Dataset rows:
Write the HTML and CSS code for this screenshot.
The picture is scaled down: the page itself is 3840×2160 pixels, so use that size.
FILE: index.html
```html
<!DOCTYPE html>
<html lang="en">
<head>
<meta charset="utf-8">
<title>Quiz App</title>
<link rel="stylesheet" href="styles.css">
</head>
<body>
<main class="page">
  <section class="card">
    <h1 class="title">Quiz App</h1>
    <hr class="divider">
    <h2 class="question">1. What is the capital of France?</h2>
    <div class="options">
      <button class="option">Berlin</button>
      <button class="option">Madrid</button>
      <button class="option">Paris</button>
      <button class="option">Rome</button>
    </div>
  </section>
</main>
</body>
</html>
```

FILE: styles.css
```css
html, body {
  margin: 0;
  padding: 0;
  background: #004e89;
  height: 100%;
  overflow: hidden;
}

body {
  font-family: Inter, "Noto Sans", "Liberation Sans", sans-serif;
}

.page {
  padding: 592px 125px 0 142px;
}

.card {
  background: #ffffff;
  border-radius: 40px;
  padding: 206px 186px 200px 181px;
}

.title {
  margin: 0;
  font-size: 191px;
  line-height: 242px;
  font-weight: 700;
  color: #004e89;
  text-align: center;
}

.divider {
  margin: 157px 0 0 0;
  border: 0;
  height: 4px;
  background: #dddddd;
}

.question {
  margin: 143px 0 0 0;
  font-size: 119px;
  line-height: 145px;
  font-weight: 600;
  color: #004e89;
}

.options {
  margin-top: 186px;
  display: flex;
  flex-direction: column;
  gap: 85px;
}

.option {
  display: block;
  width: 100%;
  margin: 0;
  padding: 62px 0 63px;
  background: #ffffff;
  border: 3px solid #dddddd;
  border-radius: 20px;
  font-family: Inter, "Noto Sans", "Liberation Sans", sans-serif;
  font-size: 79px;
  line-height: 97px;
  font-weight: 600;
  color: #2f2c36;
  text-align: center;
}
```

* * *

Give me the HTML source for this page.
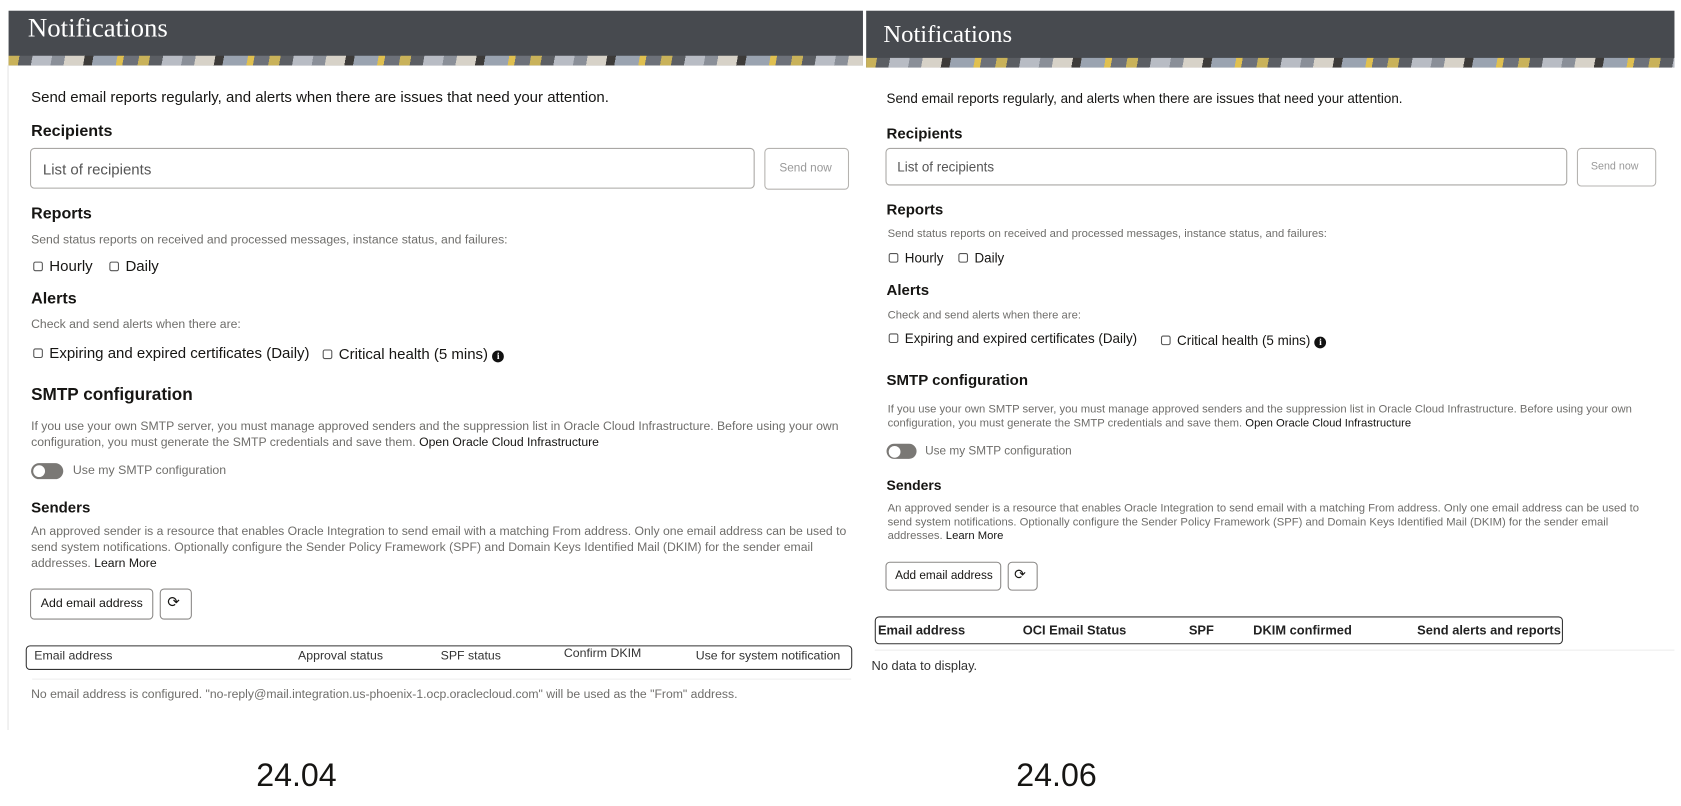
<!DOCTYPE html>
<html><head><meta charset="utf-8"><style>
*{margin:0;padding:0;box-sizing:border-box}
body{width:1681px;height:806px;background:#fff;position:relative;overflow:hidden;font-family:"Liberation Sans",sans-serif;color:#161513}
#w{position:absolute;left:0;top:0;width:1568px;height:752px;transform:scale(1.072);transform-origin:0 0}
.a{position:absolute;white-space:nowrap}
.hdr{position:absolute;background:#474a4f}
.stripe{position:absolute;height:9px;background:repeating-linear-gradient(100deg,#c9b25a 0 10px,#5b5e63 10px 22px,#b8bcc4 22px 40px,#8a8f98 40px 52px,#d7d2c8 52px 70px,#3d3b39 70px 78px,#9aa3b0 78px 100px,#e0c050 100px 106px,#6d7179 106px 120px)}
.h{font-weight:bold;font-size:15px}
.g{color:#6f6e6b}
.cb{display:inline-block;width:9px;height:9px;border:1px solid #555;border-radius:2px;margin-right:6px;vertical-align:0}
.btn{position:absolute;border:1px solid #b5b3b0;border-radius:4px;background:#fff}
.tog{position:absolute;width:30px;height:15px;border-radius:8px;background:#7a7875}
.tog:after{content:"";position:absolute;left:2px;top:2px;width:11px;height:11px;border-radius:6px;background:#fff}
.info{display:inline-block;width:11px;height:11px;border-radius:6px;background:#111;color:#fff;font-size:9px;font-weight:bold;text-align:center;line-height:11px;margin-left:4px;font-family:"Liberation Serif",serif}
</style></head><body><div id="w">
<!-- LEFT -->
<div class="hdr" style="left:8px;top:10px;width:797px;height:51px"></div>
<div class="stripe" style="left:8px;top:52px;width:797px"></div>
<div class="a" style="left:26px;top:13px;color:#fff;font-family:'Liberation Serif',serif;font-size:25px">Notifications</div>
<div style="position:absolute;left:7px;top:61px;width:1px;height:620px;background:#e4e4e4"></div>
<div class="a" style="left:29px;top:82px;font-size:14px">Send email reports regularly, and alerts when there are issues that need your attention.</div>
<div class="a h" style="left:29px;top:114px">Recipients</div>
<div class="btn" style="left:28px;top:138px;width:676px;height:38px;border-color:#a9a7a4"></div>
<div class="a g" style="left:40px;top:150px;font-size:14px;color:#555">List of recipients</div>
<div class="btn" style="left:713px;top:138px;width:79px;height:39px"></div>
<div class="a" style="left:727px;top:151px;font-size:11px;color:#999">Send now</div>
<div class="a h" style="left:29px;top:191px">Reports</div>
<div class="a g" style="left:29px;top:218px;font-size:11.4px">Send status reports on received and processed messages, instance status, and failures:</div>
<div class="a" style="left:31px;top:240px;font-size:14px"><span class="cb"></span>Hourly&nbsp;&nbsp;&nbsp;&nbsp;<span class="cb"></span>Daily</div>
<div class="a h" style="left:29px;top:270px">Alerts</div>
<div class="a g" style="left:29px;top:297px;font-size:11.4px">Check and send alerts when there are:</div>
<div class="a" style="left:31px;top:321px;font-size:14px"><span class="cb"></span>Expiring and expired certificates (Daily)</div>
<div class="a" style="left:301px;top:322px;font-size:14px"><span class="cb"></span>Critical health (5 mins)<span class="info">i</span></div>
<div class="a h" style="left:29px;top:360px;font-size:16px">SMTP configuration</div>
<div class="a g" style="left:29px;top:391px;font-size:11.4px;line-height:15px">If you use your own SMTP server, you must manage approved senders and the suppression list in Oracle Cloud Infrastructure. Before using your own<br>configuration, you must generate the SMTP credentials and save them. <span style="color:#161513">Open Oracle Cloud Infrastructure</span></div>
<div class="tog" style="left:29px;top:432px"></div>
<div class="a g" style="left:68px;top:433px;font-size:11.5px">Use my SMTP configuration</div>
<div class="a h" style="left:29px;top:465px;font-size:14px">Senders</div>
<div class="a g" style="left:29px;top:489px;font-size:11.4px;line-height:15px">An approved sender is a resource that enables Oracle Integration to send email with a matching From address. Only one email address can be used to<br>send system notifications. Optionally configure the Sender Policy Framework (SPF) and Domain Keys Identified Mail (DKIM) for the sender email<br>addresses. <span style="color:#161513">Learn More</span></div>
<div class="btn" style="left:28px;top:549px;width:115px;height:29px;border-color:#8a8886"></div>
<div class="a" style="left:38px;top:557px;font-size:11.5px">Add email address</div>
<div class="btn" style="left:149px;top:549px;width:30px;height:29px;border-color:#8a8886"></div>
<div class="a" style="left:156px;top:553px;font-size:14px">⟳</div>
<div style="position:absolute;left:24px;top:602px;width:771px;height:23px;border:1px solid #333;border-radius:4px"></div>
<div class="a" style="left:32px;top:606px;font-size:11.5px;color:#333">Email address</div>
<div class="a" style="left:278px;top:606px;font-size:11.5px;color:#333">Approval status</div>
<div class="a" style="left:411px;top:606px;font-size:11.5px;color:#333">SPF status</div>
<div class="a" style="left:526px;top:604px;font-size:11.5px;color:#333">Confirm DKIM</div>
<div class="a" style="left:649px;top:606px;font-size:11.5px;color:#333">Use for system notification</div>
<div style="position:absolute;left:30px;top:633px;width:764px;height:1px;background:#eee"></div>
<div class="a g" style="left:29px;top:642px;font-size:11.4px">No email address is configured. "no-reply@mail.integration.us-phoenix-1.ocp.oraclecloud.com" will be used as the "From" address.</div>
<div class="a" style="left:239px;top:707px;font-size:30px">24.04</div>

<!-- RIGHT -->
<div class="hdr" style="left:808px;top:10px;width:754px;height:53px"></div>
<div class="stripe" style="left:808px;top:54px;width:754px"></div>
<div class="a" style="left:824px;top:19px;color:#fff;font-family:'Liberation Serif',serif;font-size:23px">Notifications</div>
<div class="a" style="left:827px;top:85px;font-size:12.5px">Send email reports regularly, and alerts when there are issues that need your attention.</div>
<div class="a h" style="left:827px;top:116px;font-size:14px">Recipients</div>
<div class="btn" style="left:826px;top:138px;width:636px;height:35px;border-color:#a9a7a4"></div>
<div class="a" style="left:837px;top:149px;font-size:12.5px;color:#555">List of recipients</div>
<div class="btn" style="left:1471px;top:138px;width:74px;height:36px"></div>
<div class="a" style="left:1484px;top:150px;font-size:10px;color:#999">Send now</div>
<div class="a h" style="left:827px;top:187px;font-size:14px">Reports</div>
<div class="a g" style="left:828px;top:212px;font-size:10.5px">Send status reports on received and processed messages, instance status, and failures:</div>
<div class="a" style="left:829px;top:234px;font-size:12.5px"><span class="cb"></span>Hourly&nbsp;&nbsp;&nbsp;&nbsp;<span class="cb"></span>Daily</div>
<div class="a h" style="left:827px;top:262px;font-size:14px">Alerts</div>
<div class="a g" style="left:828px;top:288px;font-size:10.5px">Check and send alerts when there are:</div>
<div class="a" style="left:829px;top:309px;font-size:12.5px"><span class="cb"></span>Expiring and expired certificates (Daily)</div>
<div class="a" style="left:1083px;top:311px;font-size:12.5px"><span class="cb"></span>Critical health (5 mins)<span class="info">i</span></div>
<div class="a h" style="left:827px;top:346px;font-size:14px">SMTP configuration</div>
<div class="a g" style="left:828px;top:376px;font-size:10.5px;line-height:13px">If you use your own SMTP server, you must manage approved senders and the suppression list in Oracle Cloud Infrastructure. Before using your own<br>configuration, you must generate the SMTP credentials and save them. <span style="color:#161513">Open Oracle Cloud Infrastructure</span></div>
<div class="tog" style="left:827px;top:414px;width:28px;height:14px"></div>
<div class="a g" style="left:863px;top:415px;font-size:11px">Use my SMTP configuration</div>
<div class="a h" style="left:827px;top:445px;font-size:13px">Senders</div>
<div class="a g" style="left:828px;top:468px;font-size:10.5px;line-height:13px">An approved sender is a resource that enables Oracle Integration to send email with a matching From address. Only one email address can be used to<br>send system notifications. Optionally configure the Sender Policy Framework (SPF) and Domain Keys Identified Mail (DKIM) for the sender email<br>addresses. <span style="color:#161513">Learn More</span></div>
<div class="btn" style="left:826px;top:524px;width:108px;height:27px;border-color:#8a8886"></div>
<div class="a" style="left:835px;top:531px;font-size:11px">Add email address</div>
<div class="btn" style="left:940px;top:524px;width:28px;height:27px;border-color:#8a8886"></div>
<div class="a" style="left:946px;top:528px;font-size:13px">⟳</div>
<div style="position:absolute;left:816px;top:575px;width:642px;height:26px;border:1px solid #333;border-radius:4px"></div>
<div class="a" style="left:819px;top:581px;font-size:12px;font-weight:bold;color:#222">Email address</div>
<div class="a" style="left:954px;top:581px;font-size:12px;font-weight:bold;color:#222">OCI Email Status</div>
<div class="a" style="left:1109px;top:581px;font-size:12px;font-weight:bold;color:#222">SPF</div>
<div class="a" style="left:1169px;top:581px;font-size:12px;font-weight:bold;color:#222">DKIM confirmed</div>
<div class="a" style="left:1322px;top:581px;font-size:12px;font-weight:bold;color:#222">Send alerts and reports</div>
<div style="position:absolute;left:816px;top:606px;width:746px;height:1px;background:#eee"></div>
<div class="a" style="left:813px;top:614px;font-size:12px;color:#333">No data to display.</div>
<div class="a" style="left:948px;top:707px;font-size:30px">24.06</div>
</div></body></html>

Exercise task:
Above are several records. Count the lines among them that contain "this" and give only the total.

Task output:
2